Justice of the Supreme Court of Cyprus
- Incumbent
- Assumed office 1 July 2023

Personal details
- Born: 20 February 1969 (age 57) Nicosia, Cyprus
- Children: 2
- Alma mater: University of East Anglia King's College London Gray's Inn

= Elena Efrem =

Cypriot judge (born 1969)

Elena Efrem (Έλενα Εφραίμ; born 20 February 1969) is a Cypriot judge. She has been justice of the Supreme Court of Cyprus since 2023.
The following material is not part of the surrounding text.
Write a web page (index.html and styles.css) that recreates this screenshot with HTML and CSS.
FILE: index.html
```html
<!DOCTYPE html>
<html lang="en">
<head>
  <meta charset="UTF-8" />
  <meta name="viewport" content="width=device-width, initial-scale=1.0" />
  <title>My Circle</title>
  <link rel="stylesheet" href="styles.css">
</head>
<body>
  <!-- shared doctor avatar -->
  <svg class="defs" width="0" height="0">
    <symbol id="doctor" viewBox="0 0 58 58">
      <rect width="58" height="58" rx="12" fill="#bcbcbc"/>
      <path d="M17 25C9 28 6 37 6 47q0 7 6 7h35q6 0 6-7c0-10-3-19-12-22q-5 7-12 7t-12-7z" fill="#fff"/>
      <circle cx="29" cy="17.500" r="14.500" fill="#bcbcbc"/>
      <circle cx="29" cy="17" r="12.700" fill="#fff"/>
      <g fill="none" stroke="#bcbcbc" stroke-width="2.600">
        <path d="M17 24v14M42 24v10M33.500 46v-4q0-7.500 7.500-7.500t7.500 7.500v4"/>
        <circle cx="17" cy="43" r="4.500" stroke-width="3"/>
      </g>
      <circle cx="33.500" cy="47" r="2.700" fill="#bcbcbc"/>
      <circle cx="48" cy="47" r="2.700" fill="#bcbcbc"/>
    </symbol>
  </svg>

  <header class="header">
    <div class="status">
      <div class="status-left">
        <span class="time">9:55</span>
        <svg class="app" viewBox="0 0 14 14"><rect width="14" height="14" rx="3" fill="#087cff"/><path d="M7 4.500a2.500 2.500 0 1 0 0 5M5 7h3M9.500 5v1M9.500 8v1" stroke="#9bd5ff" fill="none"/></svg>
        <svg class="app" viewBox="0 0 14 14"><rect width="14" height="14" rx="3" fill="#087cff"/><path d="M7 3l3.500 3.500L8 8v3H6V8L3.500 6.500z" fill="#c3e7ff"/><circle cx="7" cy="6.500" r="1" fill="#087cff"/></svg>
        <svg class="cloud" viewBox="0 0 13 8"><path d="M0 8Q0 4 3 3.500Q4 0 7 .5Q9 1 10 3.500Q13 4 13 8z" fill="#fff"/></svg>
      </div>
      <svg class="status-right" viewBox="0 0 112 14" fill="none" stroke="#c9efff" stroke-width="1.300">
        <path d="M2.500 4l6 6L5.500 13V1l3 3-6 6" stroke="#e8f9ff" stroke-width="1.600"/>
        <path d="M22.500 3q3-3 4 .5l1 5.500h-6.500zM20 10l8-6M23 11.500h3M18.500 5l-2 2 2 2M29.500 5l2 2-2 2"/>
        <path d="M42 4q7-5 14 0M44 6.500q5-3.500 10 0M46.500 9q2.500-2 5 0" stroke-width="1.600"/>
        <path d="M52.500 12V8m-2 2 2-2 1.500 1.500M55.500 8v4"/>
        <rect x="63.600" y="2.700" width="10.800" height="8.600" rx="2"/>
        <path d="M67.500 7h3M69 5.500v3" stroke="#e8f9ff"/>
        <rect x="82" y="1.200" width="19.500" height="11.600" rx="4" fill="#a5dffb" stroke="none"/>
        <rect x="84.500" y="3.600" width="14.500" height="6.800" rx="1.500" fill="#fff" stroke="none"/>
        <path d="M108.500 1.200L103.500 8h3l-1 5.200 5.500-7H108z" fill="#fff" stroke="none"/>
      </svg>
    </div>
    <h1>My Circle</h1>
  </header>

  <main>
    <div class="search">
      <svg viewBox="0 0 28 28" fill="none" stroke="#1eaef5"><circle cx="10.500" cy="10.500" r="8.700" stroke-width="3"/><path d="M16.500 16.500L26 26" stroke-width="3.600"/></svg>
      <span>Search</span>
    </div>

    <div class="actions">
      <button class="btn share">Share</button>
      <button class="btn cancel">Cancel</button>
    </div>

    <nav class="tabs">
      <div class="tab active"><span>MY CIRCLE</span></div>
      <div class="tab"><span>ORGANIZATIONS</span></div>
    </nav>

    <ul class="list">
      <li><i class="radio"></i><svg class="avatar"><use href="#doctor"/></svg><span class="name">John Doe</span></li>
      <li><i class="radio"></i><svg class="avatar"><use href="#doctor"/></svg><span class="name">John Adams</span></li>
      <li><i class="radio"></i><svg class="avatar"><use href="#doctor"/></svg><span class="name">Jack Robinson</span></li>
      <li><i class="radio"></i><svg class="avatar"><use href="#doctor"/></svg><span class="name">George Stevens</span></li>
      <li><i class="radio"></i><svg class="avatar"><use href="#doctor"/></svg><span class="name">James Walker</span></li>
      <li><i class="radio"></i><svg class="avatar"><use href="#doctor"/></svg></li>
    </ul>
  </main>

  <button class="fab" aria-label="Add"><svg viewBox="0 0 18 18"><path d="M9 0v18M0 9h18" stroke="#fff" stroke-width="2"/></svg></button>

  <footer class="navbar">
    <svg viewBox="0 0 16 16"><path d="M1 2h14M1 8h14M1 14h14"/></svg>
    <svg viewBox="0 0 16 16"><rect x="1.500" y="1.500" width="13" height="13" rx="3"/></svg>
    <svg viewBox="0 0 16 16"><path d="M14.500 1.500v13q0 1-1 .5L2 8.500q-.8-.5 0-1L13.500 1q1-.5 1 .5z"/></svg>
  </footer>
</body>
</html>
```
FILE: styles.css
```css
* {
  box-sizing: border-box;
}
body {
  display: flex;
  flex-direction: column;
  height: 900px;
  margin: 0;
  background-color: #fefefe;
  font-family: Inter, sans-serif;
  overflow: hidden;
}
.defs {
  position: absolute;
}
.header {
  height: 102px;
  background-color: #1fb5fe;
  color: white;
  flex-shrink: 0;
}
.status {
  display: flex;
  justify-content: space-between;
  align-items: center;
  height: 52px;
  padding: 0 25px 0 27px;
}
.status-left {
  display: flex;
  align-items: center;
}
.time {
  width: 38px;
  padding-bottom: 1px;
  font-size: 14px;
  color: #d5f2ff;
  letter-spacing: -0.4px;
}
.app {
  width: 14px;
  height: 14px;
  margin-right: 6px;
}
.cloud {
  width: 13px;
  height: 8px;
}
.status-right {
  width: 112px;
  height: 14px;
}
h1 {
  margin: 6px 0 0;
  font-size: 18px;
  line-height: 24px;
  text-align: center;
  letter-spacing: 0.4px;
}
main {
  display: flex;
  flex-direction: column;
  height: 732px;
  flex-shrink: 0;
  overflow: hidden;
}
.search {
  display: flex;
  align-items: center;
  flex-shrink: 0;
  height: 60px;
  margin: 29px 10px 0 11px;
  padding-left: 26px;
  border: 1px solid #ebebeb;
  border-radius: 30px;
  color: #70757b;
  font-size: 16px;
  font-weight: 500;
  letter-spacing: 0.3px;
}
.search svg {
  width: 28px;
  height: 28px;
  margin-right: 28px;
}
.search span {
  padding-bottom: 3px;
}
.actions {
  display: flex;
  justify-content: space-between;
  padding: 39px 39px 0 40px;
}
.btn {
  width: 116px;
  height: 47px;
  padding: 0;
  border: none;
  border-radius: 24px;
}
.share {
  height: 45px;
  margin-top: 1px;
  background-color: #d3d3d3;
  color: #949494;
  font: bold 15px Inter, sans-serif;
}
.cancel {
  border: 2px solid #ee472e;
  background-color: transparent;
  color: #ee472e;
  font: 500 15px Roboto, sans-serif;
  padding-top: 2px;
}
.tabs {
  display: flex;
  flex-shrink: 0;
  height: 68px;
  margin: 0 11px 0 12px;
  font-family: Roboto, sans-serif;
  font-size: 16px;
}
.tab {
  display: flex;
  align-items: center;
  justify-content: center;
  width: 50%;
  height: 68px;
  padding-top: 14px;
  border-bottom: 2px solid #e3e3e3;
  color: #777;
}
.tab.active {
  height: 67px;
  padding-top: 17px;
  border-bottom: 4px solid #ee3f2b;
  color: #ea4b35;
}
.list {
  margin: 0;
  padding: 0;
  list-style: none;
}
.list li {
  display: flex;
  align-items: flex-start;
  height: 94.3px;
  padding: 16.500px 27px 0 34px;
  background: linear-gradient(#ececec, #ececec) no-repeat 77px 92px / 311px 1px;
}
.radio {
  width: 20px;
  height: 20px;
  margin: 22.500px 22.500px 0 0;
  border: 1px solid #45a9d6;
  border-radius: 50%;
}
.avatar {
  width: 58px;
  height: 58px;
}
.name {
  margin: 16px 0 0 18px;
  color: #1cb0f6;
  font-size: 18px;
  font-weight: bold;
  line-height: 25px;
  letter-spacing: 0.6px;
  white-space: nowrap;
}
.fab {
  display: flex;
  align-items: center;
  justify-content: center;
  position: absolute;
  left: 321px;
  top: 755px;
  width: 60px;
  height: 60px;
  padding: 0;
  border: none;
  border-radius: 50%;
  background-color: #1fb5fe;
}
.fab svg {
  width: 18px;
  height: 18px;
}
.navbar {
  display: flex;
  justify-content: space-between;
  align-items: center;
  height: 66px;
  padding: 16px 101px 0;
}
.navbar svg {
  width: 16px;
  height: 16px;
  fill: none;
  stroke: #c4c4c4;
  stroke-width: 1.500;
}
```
==Early life and education==
Efrem was born in 1969 in Nicosia, Cyprus. She obtained a law degree from the University of East Anglia and a postgraduate degree in corporate and commercial law from King’s College London, and was called to the bar at Gray’s Inn.

==Career==
She began her professional career as a lawyer in 1992, before being appointed a district judge in 1997; she was promoted to senior district judge in 2010 and, five years later, to president of the district court. From 2016 to 2018, she served as President of the Assize Court of Nicosia. Since 2018, she has been a lecturer at the Cyprus Judicial School.
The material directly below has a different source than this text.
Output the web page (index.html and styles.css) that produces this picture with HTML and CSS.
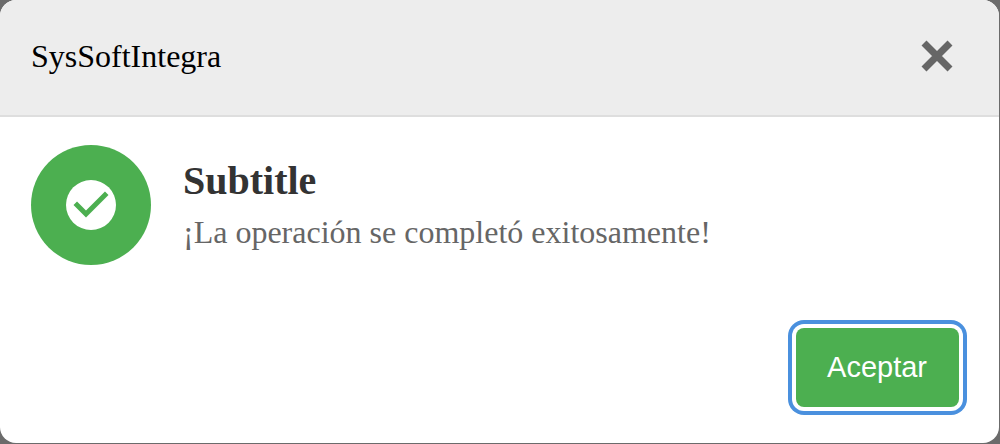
FILE: index.html
```html
<!DOCTYPE html>
<html lang="es">
<head>
  <meta charset="utf-8">
  <meta name="viewport" content="width=device-width, initial-scale=1">
  <title>SysSoftIntegra</title>
  <link rel="stylesheet" href="styles.css">
</head>
<body class="backdrop">
  <div class="dialog" role="dialog" aria-labelledby="dialog-title" aria-describedby="dialog-message">
    <header class="dialog-header">
      <span class="dialog-title" id="dialog-title">SysSoftIntegra</span>
      <button class="close-button" type="button" aria-label="Cerrar">
        <svg class="close-icon" viewBox="0 0 32 32" aria-hidden="true">
          <path d="M3 3L29 29M29 3L3 29" fill="none" stroke="currentColor" stroke-width="7"/>
        </svg>
      </button>
    </header>
    <main class="dialog-body">
      <div class="status-badge">
        <svg class="status-icon" viewBox="0 0 24 24" aria-hidden="true">
          <circle class="status-disc" cx="12" cy="12" r="10"/>
          <path class="status-check" d="M10 17l-5-5 1.41-1.41L10 14.17l7.59-7.59L19 8z"/>
        </svg>
      </div>
      <div class="dialog-text">
        <h1 class="dialog-subtitle">Subtitle</h1>
        <p class="dialog-message" id="dialog-message">¡La operación se completó exitosamente!</p>
      </div>
    </main>
    <footer class="dialog-footer">
      <button class="accept-button" type="button">Aceptar</button>
    </footer>
  </div>
</body>
</html>
```
FILE: styles.css
```css
* {
  box-sizing: border-box;
}

.backdrop {
  margin: 0;
  min-height: 100vh;
  padding: 0 1px 1px 0;
  display: flex;
  background: #6b6b6b;
  font-family: "Liberation Serif", "Times New Roman", serif;
}

.dialog {
  flex: 1;
  display: flex;
  flex-direction: column;
  overflow: hidden;
  border-radius: 16px;
  background: #fff;
}

.dialog-header {
  display: flex;
  align-items: center;
  justify-content: space-between;
  padding: 32px 30px 35px 31px;
  border-bottom: 2px solid #dedede;
  background: #ededed;
}

.dialog-title {
  font-size: 32px;
  line-height: 48px;
  color: #000;
}

.close-button {
  display: flex;
  padding: 8px 16px;
  border: 0;
  background: none;
  color: #666;
}

.close-icon {
  width: 32px;
  height: 32px;
}

.dialog-body {
  display: flex;
  align-items: center;
  gap: 32px;
  padding: 28px 31px;
}

.status-badge {
  flex: none;
  display: flex;
  align-items: center;
  justify-content: center;
  width: 120px;
  height: 120px;
  border-radius: 50%;
  background: #4caf50;
}

.status-icon {
  width: 60px;
  height: 60px;
}

.status-disc {
  fill: #fff;
}

.status-check {
  fill: #4caf50;
}

.dialog-subtitle {
  margin: 0;
  font-size: 40px;
  line-height: 54px;
  font-weight: bold;
  color: #333;
}

.dialog-message {
  margin: 0;
  font-size: 32px;
  line-height: 48px;
  color: #666;
}

.dialog-footer {
  display: flex;
  justify-content: flex-end;
  margin-top: auto;
  padding: 0 40px 36px;
}

.accept-button {
  padding: 19px 32px 20px 31px;
  border: 0;
  border-radius: 8px;
  background: #4caf50;
  box-shadow: 0 0 0 4px #fff, 0 0 0 8px #4a90de;
  font-family: "Liberation Sans", Arial, sans-serif;
  font-size: 29px;
  line-height: 40px;
  color: #fff;
}
```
In 2007, Efrem was one of the candidates for the post of judge of the European Court of Human Rights with respect to Cyprus, but George Nicolaou was elected instead. In 2016 was again an unsuccessful candidate. For a third time, in 2024, she was once again candidate alongside two other female judges, with the Parliamentary Assembly of the Council of Europe committee’s rejection of the entire list giving rise to controversy and complaints in 2025.
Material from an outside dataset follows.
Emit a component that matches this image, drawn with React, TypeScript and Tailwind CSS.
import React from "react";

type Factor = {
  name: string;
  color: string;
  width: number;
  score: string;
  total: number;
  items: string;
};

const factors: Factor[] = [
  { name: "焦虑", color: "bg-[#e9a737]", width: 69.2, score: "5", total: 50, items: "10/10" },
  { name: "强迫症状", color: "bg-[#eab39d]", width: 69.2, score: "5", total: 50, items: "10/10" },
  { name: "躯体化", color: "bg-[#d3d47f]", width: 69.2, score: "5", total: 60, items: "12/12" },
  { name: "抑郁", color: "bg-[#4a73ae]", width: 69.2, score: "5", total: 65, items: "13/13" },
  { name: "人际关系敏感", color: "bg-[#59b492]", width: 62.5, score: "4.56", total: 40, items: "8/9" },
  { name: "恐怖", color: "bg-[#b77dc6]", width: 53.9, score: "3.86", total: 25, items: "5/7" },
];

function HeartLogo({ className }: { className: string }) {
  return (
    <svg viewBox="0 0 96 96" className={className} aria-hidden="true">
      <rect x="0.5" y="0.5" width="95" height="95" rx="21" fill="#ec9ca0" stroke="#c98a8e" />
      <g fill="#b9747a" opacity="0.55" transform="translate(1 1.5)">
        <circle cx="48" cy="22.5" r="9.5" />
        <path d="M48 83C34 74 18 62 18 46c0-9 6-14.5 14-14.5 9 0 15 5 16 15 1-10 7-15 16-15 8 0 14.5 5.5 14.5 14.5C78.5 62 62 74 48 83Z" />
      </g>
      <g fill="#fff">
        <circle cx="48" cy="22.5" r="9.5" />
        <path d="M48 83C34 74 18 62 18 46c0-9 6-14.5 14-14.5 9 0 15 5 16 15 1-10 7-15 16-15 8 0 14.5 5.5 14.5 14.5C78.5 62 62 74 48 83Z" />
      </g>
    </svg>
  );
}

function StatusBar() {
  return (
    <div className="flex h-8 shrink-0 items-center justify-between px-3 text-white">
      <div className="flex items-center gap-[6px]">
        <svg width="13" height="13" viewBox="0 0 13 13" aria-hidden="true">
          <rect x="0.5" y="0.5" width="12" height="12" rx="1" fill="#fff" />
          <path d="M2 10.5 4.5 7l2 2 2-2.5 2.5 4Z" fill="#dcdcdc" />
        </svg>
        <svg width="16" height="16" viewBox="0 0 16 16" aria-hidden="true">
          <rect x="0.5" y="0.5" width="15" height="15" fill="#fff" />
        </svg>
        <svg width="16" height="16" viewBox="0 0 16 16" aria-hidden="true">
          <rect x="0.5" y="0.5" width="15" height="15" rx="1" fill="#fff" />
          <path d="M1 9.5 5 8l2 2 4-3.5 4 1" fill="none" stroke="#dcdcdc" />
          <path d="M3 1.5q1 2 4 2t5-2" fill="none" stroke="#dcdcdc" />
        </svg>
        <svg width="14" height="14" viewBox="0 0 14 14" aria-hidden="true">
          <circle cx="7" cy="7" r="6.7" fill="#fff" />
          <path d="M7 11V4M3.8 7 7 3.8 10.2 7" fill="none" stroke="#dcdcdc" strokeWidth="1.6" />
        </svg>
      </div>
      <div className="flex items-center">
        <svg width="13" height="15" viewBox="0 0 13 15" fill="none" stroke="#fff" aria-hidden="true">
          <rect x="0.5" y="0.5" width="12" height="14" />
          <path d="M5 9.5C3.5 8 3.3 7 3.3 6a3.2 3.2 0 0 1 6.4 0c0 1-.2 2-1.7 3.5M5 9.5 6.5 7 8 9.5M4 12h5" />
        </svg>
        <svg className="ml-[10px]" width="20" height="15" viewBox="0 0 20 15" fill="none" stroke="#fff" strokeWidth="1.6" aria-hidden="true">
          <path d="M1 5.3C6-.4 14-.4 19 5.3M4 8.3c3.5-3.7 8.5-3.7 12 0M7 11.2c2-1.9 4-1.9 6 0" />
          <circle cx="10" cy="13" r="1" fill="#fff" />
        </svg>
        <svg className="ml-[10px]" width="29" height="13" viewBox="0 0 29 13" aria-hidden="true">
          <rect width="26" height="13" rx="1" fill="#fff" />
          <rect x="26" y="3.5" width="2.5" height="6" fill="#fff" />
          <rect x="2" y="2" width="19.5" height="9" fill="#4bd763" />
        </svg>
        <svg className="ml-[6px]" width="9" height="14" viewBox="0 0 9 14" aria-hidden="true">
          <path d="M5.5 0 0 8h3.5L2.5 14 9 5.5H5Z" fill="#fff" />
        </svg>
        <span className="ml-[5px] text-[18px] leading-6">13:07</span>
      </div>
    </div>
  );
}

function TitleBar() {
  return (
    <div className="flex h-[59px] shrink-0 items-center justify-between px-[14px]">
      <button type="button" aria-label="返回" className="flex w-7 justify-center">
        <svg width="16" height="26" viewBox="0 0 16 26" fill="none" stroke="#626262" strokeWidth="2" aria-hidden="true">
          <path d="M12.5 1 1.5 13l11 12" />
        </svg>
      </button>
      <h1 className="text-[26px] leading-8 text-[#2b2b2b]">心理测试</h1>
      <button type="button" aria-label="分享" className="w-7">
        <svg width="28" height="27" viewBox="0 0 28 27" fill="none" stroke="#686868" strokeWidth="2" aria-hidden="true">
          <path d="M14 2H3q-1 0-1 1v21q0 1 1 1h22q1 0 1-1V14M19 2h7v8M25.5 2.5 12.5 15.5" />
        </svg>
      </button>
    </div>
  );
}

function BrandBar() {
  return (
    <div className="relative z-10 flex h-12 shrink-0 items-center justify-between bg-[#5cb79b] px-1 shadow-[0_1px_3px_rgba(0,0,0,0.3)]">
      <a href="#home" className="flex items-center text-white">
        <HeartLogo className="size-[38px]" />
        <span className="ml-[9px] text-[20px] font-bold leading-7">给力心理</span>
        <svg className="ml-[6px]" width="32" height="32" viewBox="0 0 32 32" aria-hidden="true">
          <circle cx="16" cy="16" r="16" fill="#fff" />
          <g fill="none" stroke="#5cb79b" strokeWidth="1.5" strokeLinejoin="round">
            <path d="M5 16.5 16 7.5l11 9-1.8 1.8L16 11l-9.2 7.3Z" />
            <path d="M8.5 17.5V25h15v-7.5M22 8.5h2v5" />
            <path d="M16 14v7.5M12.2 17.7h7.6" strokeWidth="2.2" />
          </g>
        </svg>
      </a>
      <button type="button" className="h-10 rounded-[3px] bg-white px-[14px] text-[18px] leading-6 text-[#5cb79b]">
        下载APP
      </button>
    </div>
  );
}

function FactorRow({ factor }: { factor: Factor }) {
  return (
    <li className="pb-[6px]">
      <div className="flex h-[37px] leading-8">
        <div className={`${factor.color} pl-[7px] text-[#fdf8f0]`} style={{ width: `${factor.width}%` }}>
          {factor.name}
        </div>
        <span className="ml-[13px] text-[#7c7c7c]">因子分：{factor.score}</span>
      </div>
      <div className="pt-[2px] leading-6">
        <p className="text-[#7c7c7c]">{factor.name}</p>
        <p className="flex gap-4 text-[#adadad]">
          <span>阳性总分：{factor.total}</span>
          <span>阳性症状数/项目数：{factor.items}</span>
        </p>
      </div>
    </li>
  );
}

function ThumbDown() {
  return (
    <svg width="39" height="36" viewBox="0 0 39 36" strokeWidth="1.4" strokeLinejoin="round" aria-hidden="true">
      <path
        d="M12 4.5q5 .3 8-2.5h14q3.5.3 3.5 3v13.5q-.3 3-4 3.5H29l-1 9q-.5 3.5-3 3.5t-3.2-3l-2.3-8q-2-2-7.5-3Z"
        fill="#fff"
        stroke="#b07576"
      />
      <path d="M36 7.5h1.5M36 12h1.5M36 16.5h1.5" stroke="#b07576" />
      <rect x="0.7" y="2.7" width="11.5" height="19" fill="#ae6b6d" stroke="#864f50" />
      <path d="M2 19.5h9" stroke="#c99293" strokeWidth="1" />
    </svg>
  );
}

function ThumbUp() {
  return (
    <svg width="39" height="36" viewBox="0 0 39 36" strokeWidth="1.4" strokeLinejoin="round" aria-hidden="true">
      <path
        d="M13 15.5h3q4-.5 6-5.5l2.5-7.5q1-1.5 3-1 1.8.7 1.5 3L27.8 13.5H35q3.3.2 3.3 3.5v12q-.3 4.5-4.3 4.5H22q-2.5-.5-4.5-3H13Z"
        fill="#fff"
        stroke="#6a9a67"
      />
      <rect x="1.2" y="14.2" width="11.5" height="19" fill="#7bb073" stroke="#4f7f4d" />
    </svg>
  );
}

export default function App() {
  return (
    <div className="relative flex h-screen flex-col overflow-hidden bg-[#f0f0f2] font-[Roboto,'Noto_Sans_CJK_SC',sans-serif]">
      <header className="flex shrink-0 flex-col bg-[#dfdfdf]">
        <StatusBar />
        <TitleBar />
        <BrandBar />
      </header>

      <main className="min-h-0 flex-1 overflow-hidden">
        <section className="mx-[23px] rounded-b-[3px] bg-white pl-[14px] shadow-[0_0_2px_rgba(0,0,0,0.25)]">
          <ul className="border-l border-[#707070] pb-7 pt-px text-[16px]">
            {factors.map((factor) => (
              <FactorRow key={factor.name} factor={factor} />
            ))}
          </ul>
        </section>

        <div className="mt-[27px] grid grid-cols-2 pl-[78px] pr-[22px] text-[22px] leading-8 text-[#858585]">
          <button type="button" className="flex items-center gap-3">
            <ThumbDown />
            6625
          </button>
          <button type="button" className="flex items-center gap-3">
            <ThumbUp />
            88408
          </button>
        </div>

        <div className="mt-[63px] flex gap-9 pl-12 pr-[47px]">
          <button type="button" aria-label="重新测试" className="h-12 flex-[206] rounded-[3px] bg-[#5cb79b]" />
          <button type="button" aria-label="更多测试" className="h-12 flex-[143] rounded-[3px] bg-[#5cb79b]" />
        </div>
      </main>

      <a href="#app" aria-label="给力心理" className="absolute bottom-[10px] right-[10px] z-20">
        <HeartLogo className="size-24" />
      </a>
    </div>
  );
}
On 1 July 2023, Efrem was appointed a Justice of the Supreme Court. Previously, in 2020, the Court appointed her as the Coordinator for Monitoring the European Union’s activities. And in 2023, she was appointed as a representative to the Consultative Council of European Judges of the Council of Europe.

==Personal life==
She is married and has two children.